The fourth receptionist, Susan, became a close friend. We ventured across the state on a mini-vacation together, staying at the infamous Driftwood Inn on the Atlantic Coast. Even she had her particular habits that demonstrated an obsessive nature, such as a continuous flossing of her teeth for hours after any type of meal no matter how small. Sometime later she began to shun me after a few months of fun and friendship. She'd had enough of the night life and partying, tired of waking up wondering where she was.
It took only a few months before I was promoted (more or less without a pay increase) to handle the register closeout and calculating payroll for the stylists and staff. Looking at the amounts of the checks opened my eyes to an avenue for a huge increase in salary with a little training.
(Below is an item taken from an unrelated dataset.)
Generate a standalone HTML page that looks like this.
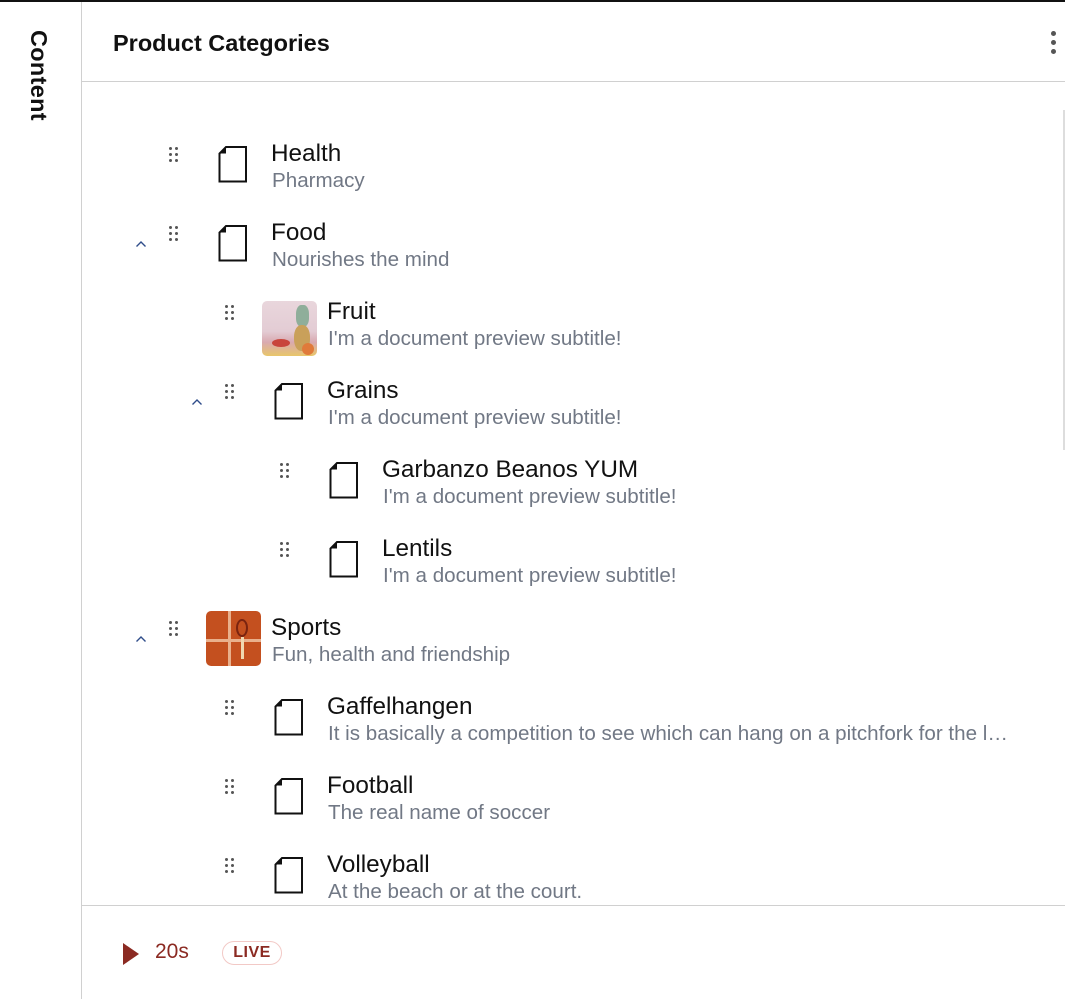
<!DOCTYPE html>
<html><head><meta charset="utf-8"><style>
*{margin:0;padding:0;box-sizing:border-box}
body{width:1065px;height:999px;background:#fff;position:relative;overflow:hidden;font-family:"Segoe UI","Liberation Sans",sans-serif;}
.abs{position:absolute}
.t{position:absolute;font-size:24.3px;color:#111;white-space:nowrap;line-height:1}
.s{position:absolute;font-size:20.6px;color:#717885;white-space:nowrap;line-height:1;overflow:hidden;text-overflow:ellipsis}
.dots{position:absolute;width:10px;height:14px}
.dots i{position:absolute;width:3px;height:3px;border-radius:50%;background:#555}
</style></head><body>
<div class="abs" style="left:0;top:0;width:1065px;height:2px;background:#111"></div>
<div class="abs" style="left:81px;top:2px;width:1px;height:997px;background:#d0d0d0"></div>
<div class="abs" style="left:82px;top:81px;width:983px;height:1px;background:#d0d0d0"></div>
<div class="abs" style="left:1063px;top:110px;width:2px;height:340px;background:#ddd"></div>
<div class="abs" style="left:27px;top:30px;width:24px;height:95px;">
<div style="transform:rotate(90deg);transform-origin:0 0;position:absolute;left:23px;top:0;font-size:23.5px;font-weight:600;color:#111;white-space:nowrap;line-height:22px;letter-spacing:0.3px">Content</div></div>
<div class="abs" style="left:113px;top:30px;font-size:23.5px;font-weight:600;color:#111;white-space:nowrap">Product Categories</div>
<div class="abs" style="left:1051px;top:31px"><div style="width:5px;height:5px;border-radius:50%;background:#555;margin-bottom:4px"></div><div style="width:5px;height:5px;border-radius:50%;background:#555;margin-bottom:4px"></div><div style="width:5px;height:5px;border-radius:50%;background:#555"></div></div>

<div id="rows"></div>
<script>
var rows=[
[0,"Health","Pharmacy",0,0],
[0,"Food","Nourishes the mind",1,0],
[1,"Fruit","I'm a document preview subtitle!",0,1],
[1,"Grains","I'm a document preview subtitle!",1,0],
[2,"Garbanzo Beanos YUM","I'm a document preview subtitle!",0,0],
[2,"Lentils","I'm a document preview subtitle!",0,0],
[0,"Sports","Fun, health and friendship",1,2],
[1,"Gaffelhangen","It is basically a competition to see which can hang on a pitchfork for the longest time",0,0],
[1,"Football","The real name of soccer",0,0],
[1,"Volleyball","At the beach or at the court.",0,0]];
var h="";
rows.forEach(function(r,i){
 var y=153+i*79;var o=[0,56,111][r[0]];
 h+='<div class="dots" style="left:'+(169+o)+'px;top:'+(y-6)+'px">';
 [[0,0],[6,0],[0,6],[6,6],[0,12],[6,12]].forEach(function(p){h+='<i style="left:'+p[0]+'px;top:'+p[1]+'px"></i>'});
 h+='</div>';
 if(r[3]) h+='<svg class="abs" style="left:'+(135+o)+'px;top:'+(y+8)+'px" width="12" height="8"><path d="M1.5 6.5 L6 2 L10.5 6.5" fill="none" stroke="#2f4d8a" stroke-width="1.4"/></svg>';
 if(r[4]==1) h+='<div class="abs" style="left:'+(206+o)+'px;top:'+(y-10)+'px;width:55px;height:55px;border-radius:5px;background:linear-gradient(180deg,#e9d6dc 0%,#e3ccd4 55%,#d9a9b0 75%,#e8c66a 100%);overflow:hidden"><div class="abs" style="left:34px;top:4px;width:13px;height:22px;background:#8fae9a;border-radius:40%"></div><div class="abs" style="left:32px;top:24px;width:16px;height:26px;background:#c9a05a;border-radius:45%"></div><div class="abs" style="left:10px;top:38px;width:18px;height:8px;background:#c8453b;border-radius:50%"></div><div class="abs" style="left:40px;top:42px;width:12px;height:12px;background:#e07a3a;border-radius:50%"></div></div>';
 else if(r[4]==2) h+='<div class="abs" style="left:'+(206+o)+'px;top:'+(y-16)+'px;width:55px;height:55px;border-radius:5px;background:#c4501f;overflow:hidden"><div class="abs" style="left:0;top:28px;width:55px;height:3px;background:#e9b08c"></div><div class="abs" style="left:22px;top:0;width:3px;height:55px;background:#e9b08c"></div><div class="abs" style="left:30px;top:8px;width:12px;height:18px;border:2px solid #7a2410;border-radius:50%"></div><div class="abs" style="left:35px;top:26px;width:3px;height:22px;background:#f0d8b0"></div></div>';
 else h+='<svg class="abs" style="left:'+(218+o)+'px;top:'+(y-7)+'px" width="30" height="37"><path d="M8 1 H28 V35.5 H1.5 V7.5 Z" fill="none" stroke="#111" stroke-width="2"/><path d="M8 1 V7.5 H1.5 Z" fill="#111"/></svg>';
 h+='<div class="t" style="left:'+(271+o)+'px;top:'+(y-11)+'px">'+r[1]+'</div>';
 h+='<div class="s" style="left:'+(272+o)+'px;top:'+(y+18)+'px;max-width:'+(1016-272-o)+'px">'+r[2]+'</div>';
});
document.getElementById('rows').innerHTML=h;
</script>
<div class="abs" style="left:82px;top:906px;width:983px;height:93px;background:#fff"></div>
<div class="abs" style="left:82px;top:905px;width:983px;height:1px;background:#d0d0d0"></div>
<svg class="abs" style="left:122px;top:942px" width="18" height="24"><path d="M1 1 L17 12 L1 23 Z" fill="#8b2a22"/></svg>
<div class="abs" style="left:155px;top:940px;font-size:21px;color:#8b2a22">20s</div>
<div class="abs" style="left:222px;top:941px;width:60px;height:24px;border:1.5px solid #f2c9c6;border-radius:12px;color:#8b2a22;font-size:16px;font-weight:700;text-align:center;line-height:21px;letter-spacing:0.5px">LIVE</div>
</body></html>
With the encouragement of my new stylist friend Anne, I enrolled in cosmetology school, making the payments over time. I arranged for a schedule where I would come into work at one in the afternoon and work until the salon closed at nine pm.
Mornings I attended class at the local beauty college where, after the first few hours of training we were put on the floor to work on actual customers. Thankfully, I had seen hundreds of haircuts done by the seventeen stylists at the salon, although, cutting hair and watching the process was worlds apart. I at least had the advantage over some of the beginning students who had no exposure at all.
Have You Never Been Mellow
Beauty school was like living on another planet. Our location with its proximity to the unemployment and welfare office drew in a range of unwashed and unkempt customers looking to improve their chances at job seeking or by the rock bottom prices the school charged its patrons.
Every morning, the line of chairs at the front of the school was filled with prospective clients who had paid their two dollars for a haircut. They eyeballed us as we arrived for our first half hour of theory, our required classroom education on history of cosmetology, before we were turned loose on the unsuspecting public.
Is this the real life? Is this just fantasy?
Once we got the lay of the land, those of us who worked full time jobs would call Dibbs on a particular customer who paid for a permanent wave, thus ensuring we would have our time and few hours filled with a decent sort with adequate hair and a seemingly clean exterior.
Those students who were new to the school were left with the dirty, drunk and homeless types who came in for a quick nap in the shampoo sinks or to get in out of the heat or cold. For a couple of dollars, they could enjoy the comfort of air conditioning, a cleansing hair shower and the friendly voice of someone learning the trade.
If they were unable to pay the extra fifty cents required for a shampoo, the students were expected to spray down the greasy hair with a water bottle and perform a haircut on dirty hair. Many students brought their own shampoo and washed the patron's hair to avoid the foul odor and the gummy, unsatisfactory results of our efforts.
Orlando Convention Center
Traveling to hair conventions in Miami, Atlanta, Orlando, St. Petersburg and other cities, drama came to life surrounded in a sea of artistic talent. At the time I earned my cosmetology license and started working as a stylist, I had no idea how far this profession would take me.
Four decades later, I remain a licensed cosmetologist, having used that set of skills to put myself through college and later travel around the globe. The stories are what I cling to now, fervently wishing I had taken many more photos along the way to remind me of those days.